Surgery for Epilepsy
If you've tried two or more medications without success to control your seizures, turn to one of our epilepsy specialists for epilepsy. Surgery may help you eliminate seizures.
The Epilepsy Center at UC San Diego Health uses the most sophisticated diagnostics, medical therapies and surgical techniques available today.
Recent advancements in diagnostic technology have had a major impact on the success of surgical treatments for epilepsy. We weigh the decision to operate through a shared process of decision-making by our epilepsy experts, your referring physician, and you and your family.
Surgery is tailored to the individual, depending on the type and location of the seizure. During surgery, sophisticated technology is used to minimize the neurologic impact on functioning and language.
Who May Benefit From Surgery?
Patients are referred to the Epilepsy Center at UC San Diego Health for surgical evaluation for a variety of reasons, including:
- Unsatisfactory seizure control
- Unacceptable side effects from anti-epileptic drugs
- Psychosocial problems related to poor seizure control
- Focal brain lesions (abnormal areas in the brain)
- Self-injuries from uncontrolled drop attacks
The greatest surgical successes have been achieved in patients with partial seizures and a single focus in the brain due to trauma, scarring or tumor. Some types of generalized seizure disorders are also responsive to surgical intervention.
Video-EEG is a critical step in determining if surgery can be an effective treatment. At the Epilepsy Monitoring Unit we utilize video-EEG to:
- Be sure that the seizures are not non-epileptic events
- Determine the type and location of the seizures
- Determine the effectiveness of medical therapy
- Determine the number or frequency of seizures
In a small number of patients, we may need to do more specialized and focused video-EEG testing with stereo-EEG or depth electrode or grid electrode studies.
Patients with seizures that begin from a single "hot spot" or seizure focus may benefit from surgical treatment to remove the "hot spot," if this can be done without injury to other parts of the brain.
Doctors at the Epilepsy Center perform intense evaluations to determine whether epilepsy surgery may help control seizures that cannot be controlled by medicine alone.
As part of the pre-surgical evaluation, high-resolution imaging of the brain is performed. This includes MRI with special techniques to increase visibility and the chances of detecting abnormalities.
In some cases, magnetoencephalography (MEG) can help combine information from brain waves with images of the brain to help doctors locate the areas of abnormalities (the seizure focus). We are one of only 50 sites in the country to offer MEG.
During the evaluation, the patient is given a series of psychological tests to localize their language function and assess memory capabilities.
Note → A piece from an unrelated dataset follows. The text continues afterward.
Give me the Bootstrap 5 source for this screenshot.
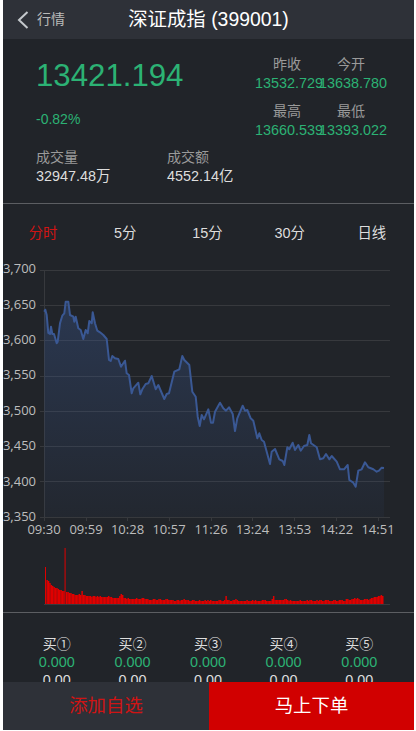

A WADA test is done to assess the functional lateralization of language and memory, and is performed by neuroradiologists. The technique is similar to that of carotid angiography and requires selective catheterization of each carotid artery via a femoral approach.
A short-acting barbiturate is injected on each side of the brain, and the function of the other hemisphere is assessed with a battery of language and memory tests. The purpose of these tests is to ensure that surgery will not result in language or memory deficits.
Published data suggests that about 70 percent of patients are seizure-free after surgery and an additional 20 percent experience a major reduction in their seizures, allowing them to live a significantly improved lifestyle. Most patients require continued medical therapy, but usually at a lower dose.
Corpus callosal section is successful for treating drop attacks, although patients may continue experiencing other seizure types.